Planar Au nanostructures

The main goal here was to elucidate the effects of each experimental parameter on the properties of planar nanostructures; in particular, we wanted to see which parameter had the strongest influence on the elemental composition of the deposited structures, in order to find the experimental recipe that will maximize the Au content in pristine planar FEBID structures. As such, this investigation represents a major step towards fabrication of exceptionally pure, patterned planar Au nanostructures by giving crucial pointers for their practical straightforward realization.

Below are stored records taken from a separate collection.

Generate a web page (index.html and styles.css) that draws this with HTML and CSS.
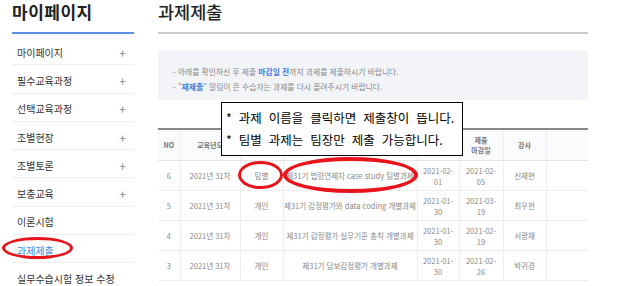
FILE: index.html
```html
<!DOCTYPE html>
<html lang="ko">
<head>
    <meta charset="UTF-8">
    <title>과제제출</title>
    <link rel="stylesheet" href="styles.css">
</head>
<body>
    <div class="page">
        <div class="sidebar">
            <h2 class="side-title">마이페이지</h2>
            <ul class="menu">
                <li>마이페이지<span class="plus">+</span></li>
                <li>필수교육과정<span class="plus">+</span></li>
                <li>선택교육과정<span class="plus">+</span></li>
                <li>조별현장<span class="plus">+</span></li>
                <li>조별토론<span class="plus">+</span></li>
                <li>보충교육<span class="plus">+</span></li>
                <li>이론시험</li>
                <li class="active">과제제출</li>
                <li>실무수습시험 정보 수정</li>
            </ul>
        </div>
        <div class="main">
            <h1 class="title">과제제출</h1>
            <div class="notice">
                <p>- 아래를 확인하신 후 제출 <b class="blue">마감일 전</b>까지 과제를 제출하시기 바랍니다.</p>
                <p>- "<b class="blue">재제출</b>" 알림이 뜬 수습자는 과제를 다시 올려주시기 바랍니다.</p>
            </div>
            <table class="list">
                <colgroup>
                    <col style="width:22px"><col style="width:60px"><col style="width:43px"><col style="width:134px">
                    <col style="width:42px"><col style="width:44px"><col style="width:43px"><col style="width:42px">
                </colgroup>
                <thead>
                    <tr><th>NO</th><th>교육년도</th><th></th><th></th><th></th><th>제출<br>마감일</th><th>강사</th><th></th></tr>
                </thead>
                <tbody>
                    <tr><td>6</td><td>2021년 31차</td><td>팀별</td><td>제31기 법령연제자 case study 팀별과제</td><td>2021-02-<br>01</td><td>2021-02-<br>05</td><td>신재현</td><td></td></tr>
                    <tr><td>5</td><td>2021년 31차</td><td>개인</td><td>제31기 감정평가와 data coding 개별과제</td><td>2021-01-<br>30</td><td>2021-03-<br>19</td><td>최우현</td><td></td></tr>
                    <tr><td>4</td><td>2021년 31차</td><td>개인</td><td>제31기 감정평가 실무기준 총칙 개별과제</td><td>2021-01-<br>30</td><td>2021-02-<br>19</td><td>서광채</td><td></td></tr>
                    <tr><td>3</td><td>2021년 31차</td><td>개인</td><td>제31기 담보감정평가 개별과제</td><td>2021-01-<br>30</td><td>2021-02-<br>26</td><td>박귀경</td><td></td></tr>
                </tbody>
            </table>
        </div>
    </div>

    <div class="callout">
        <p>* 과제 이름을 클릭하면 제출창이 뜹니다.</p>
        <p>* 팀별 과제는 팀장만 제출 가능합니다.</p>
    </div>
    <div class="circle c-menu"></div>
    <div class="circle c-type"></div>
    <div class="circle c-name"></div>
</body>
</html>
```

FILE: styles.css
```css
body {
    margin: 0;
    font-family: "Noto Sans CJK KR", "Noto Sans", sans-serif;
    background: #fff;
    color: #333;
    overflow: hidden;
}
.page {
    display: flex;
    padding-left: 12px;
    gap: 24px;
}
.sidebar {
    width: 122px;
}
.side-title {
    margin: 0;
    height: 32px;
    font-size: 17px;
    font-weight: bold;
    line-height: 24px;
    color: #222;
    border-bottom: 2px solid #5b8ee6;
    letter-spacing: 0.5px;
}
.menu {
    list-style: none;
    margin: 0;
    padding: 3px 0 0;
}
.menu li {
    display: flex;
    justify-content: space-between;
    align-items: center;
    box-sizing: border-box;
    height: 28.3px;
    padding: 3px 8px 0 5px;
    font-size: 10px;
    color: #333;
    border-bottom: 1px solid #eee;
}
.menu li.active {
    color: #4a86e8;
}
.plus {
    color: #888;
    font-size: 12px;
}
.main {
    width: 430px;
}
.title {
    margin: 0;
    height: 32px;
    font-size: 17.5px;
    font-weight: 500;
    line-height: 24px;
    color: #222;
    border-bottom: 2px solid #ccc;
}
.notice {
    margin-top: 16px;
    height: 50px;
    padding: 14px 15px 0;
    box-sizing: border-box;
    background: #f3f4f8;
}
.notice p {
    margin: 0;
    font-size: 7.8px;
    line-height: 15px;
    color: #888;
}
.blue {
    color: #3d7be0;
    font-weight: bold;
}
.list {
    margin-top: 28px;
    width: 430px;
    border-collapse: collapse;
    table-layout: fixed;
    border-top: 2px solid #888;
}
.list th {
    height: 28px;
    font-size: 7px;
    font-weight: bold;
    color: #777;
    background: #fafbfc;
    border-bottom: 1px solid #e6e6e6;
    border-left: 1px solid #eee;
    line-height: 10px;
}
.list td {
    height: 29px;
    padding: 0;
    font-size: 7.5px;
    line-height: 11px;
    color: #888;
    text-align: center;
    border-bottom: 1px solid #eee;
    border-left: 1px solid #eee;
}
.list th:first-child, .list td:first-child {
    border-left: none;
}
.callout {
    position: absolute;
    left: 221px;
    top: 102px;
    width: 242px;
    height: 54px;
    box-sizing: border-box;
    padding: 4px 0 0 4px;
    background: #fff;
    border: 1px solid #000;
}
.callout p {
    margin: 0;
    font-size: 12.5px;
    line-height: 22px;
    color: #000;
    word-spacing: 3.5px;
    white-space: nowrap;
}
.circle {
    position: absolute;
    border: 3px solid #e8141b;
    border-radius: 50%;
    box-sizing: border-box;
}
.c-menu {
    left: 2px;
    top: 237px;
    width: 71px;
    height: 22px;
}
.c-type {
    left: 238px;
    top: 161px;
    width: 45px;
    height: 28px;
}
.c-name {
    left: 283px;
    top: 157px;
    width: 135px;
    height: 36px;
    border-width: 4px;
}
```
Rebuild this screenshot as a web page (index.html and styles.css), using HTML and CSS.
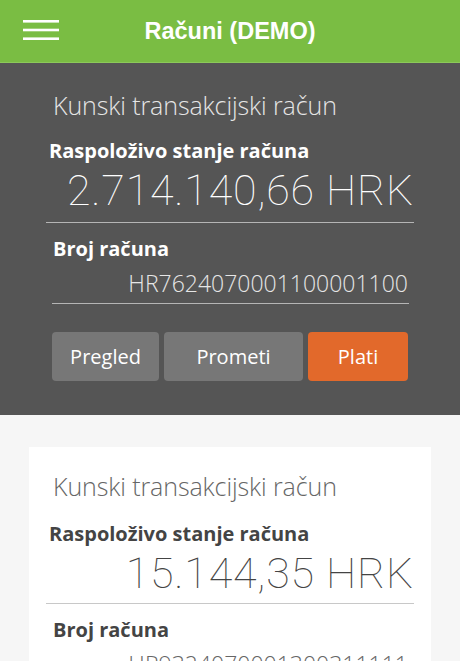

As an archetype for all planar FEBID experiments in this study, we deposited rectangular structures measuring 2 × 0.5 μm2 in area, using a single pass, with PPS set to either 3 nm or 0.7 nm, and DT set to either 0.2048 ms or 2.0480 ms. These specific values are selected on the basis of results of an initial set of experiments performed on smaller 0.5 × 0.5 μm2 structures which suggested that sufficiently small PPS and/or sufficiently long DT lead to an increase of the Au content in the deposits. However, setting too small PPS and too long DT drastically increased the total deposition time to a few hours, even for a relatively small planar nanostructure having an area of a few square micrometers. Thus the PPS and DT values had to be chosen wisely in order to keep the whole study experimentally feasible. The overall strategy was to firstly produce a planar structure by setting PPS to 3 nm and DT to 0.2048 ms, which represents the smallest electron dose per unit area. In the second step, keeping PPS at 3 nm, DT was increased to 2.048 ms. In the final step, PPS was decreased to 0.7 nm, with DT set back to 0.2048 ms. By following such a procedure, the total electron dose was varied relatively as approximately 1:10:18, for a given electron beam current. The procedure was performed for HT values of 1 kV, 3 kV, 5 kV, and 10 kV for the fixed current of 1.0 nA (condenser aperture of 60 µm). In total more than 80 samples were deposited and subsequently analysed. The main results of the study are presented in Figure 3; for the sake of clarity and brevity, we only show results for a limited set of samples that still provide clear insight into a general trend.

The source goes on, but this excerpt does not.